+++ RECORDED DATA
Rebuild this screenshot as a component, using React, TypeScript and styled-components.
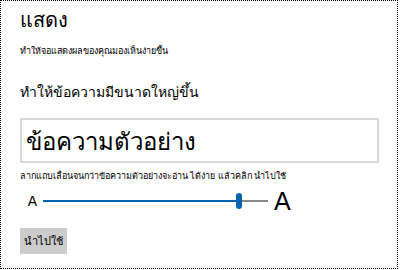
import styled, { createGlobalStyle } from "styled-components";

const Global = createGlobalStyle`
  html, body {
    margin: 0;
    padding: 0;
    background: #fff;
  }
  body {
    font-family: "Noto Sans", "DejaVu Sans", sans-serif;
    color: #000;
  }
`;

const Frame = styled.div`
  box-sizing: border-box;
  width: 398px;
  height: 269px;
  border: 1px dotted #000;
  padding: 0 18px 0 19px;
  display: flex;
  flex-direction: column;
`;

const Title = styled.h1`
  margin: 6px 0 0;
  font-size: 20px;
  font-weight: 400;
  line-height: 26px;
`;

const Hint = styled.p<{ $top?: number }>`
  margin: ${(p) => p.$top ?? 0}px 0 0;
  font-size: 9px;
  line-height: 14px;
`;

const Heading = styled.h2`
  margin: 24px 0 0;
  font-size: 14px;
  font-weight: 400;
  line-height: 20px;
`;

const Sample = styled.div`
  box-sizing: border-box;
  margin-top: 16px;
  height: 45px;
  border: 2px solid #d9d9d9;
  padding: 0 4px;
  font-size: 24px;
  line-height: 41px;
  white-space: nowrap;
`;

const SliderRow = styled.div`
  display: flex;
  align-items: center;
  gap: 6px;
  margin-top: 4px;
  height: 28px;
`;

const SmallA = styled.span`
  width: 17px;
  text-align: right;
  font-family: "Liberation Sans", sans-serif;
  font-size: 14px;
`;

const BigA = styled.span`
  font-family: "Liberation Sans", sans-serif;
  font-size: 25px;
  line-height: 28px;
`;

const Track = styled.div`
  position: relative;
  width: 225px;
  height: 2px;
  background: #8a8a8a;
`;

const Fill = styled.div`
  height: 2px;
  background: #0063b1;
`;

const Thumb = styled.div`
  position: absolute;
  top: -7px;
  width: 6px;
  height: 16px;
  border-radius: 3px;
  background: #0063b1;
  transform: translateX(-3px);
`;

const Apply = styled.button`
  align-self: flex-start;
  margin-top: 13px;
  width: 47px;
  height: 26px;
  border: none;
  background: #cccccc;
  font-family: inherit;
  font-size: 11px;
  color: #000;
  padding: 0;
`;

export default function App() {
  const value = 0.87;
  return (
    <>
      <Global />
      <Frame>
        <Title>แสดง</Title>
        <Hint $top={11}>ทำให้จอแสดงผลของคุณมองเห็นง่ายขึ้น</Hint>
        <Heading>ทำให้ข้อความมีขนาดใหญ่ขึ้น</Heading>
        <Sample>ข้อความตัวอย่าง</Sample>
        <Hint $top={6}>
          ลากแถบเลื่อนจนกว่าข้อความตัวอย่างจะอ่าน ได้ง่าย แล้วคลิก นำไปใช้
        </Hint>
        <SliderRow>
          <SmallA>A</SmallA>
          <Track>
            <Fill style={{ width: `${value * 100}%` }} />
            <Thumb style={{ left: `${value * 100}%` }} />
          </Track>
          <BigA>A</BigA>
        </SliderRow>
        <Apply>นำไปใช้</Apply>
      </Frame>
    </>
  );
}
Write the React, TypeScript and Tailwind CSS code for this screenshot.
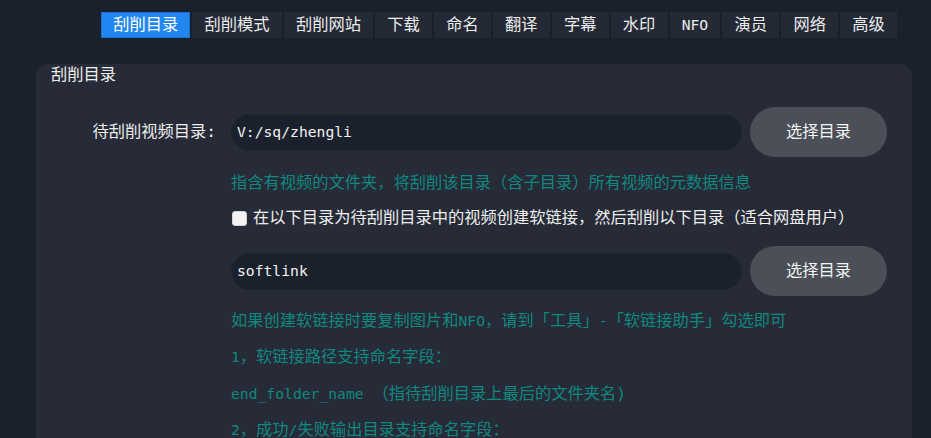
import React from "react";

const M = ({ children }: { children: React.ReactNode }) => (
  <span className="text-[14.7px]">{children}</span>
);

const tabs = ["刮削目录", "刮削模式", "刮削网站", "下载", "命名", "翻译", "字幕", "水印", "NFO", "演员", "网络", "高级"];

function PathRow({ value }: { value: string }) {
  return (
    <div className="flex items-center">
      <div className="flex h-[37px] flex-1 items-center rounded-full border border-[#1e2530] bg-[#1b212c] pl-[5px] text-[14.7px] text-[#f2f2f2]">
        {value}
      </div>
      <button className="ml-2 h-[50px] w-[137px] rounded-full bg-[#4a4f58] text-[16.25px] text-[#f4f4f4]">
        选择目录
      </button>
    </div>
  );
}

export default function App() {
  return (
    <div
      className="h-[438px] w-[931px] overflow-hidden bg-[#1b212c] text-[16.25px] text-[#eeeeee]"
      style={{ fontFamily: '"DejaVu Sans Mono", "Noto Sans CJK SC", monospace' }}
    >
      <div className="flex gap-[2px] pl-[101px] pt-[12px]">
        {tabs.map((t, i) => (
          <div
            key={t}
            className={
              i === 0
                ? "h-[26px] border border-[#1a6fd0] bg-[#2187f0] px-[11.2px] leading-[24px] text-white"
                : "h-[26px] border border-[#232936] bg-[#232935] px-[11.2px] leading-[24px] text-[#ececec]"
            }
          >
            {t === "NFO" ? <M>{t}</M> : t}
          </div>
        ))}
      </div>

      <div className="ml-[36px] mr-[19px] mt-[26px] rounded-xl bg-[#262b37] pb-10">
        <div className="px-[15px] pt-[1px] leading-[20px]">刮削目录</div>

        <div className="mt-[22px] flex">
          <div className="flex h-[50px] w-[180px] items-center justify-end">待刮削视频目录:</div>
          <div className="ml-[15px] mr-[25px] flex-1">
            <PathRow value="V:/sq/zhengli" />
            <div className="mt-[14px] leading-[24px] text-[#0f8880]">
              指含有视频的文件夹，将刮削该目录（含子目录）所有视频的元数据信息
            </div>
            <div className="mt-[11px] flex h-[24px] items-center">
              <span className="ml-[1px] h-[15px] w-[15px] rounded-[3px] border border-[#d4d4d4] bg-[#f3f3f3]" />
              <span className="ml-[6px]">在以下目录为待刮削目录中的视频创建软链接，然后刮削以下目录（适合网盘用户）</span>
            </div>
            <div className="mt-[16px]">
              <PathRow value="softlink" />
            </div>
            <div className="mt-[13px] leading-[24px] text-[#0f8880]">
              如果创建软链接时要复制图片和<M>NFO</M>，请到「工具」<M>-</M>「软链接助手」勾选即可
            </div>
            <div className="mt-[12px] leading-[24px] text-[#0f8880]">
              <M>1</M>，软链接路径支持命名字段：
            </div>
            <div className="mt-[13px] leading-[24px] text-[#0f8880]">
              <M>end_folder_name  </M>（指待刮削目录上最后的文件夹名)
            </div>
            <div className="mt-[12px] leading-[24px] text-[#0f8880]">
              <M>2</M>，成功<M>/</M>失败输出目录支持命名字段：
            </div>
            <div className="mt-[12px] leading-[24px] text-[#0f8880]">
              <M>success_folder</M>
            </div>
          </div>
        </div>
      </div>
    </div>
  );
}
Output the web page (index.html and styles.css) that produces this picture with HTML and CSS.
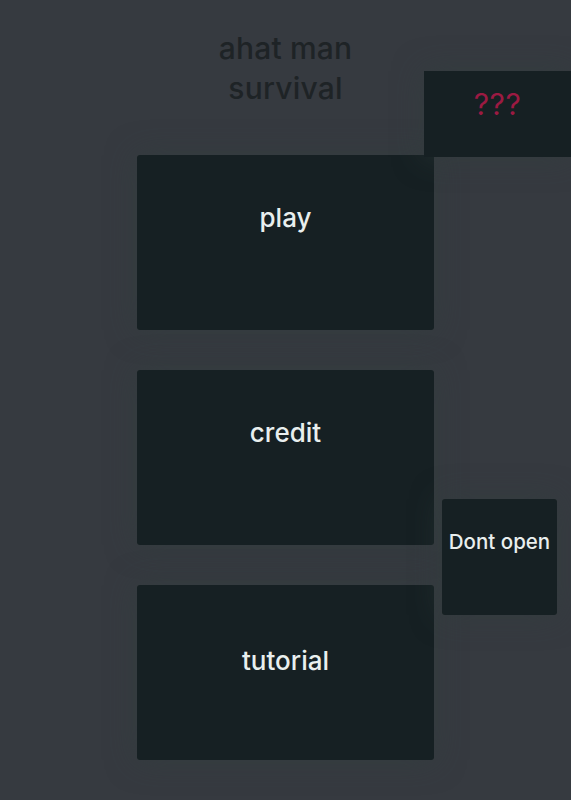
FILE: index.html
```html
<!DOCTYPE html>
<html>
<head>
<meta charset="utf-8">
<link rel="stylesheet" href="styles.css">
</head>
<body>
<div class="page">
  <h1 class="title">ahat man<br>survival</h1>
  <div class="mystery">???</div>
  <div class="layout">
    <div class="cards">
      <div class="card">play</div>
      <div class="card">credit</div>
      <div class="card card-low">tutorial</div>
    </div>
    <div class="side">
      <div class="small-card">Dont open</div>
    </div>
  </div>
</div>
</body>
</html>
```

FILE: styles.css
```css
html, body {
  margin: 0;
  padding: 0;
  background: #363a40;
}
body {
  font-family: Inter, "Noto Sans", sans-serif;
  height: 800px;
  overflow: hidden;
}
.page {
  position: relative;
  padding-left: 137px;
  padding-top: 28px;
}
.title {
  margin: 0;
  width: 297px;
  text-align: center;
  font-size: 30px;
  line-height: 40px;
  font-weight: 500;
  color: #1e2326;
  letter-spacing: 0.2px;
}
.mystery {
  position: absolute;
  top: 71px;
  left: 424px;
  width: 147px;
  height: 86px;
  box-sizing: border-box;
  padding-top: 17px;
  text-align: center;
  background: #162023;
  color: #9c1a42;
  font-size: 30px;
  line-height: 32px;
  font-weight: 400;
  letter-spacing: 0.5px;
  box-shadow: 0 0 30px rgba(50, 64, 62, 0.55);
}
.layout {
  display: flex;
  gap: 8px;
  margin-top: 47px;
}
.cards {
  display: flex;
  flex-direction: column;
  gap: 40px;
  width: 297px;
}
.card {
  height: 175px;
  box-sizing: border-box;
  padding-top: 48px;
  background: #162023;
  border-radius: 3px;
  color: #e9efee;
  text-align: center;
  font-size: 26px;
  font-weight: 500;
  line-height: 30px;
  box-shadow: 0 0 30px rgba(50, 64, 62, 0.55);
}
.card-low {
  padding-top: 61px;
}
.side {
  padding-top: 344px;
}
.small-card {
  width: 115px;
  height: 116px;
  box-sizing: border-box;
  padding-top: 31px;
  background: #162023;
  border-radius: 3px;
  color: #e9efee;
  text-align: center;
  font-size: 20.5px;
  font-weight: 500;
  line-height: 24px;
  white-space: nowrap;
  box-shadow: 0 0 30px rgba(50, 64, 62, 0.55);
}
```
++++++
WHAT YOU WILL DO: Identify every line above with the string "React" in it. Copy those lines.

COMPLETE OUTPUT:
Rebuild this screenshot as a component, using React, TypeScript and styled-components.
Write the React, TypeScript and Tailwind CSS code for this screenshot.
import React from "react";
const M = ({ children }: { children: React.ReactNode }) => (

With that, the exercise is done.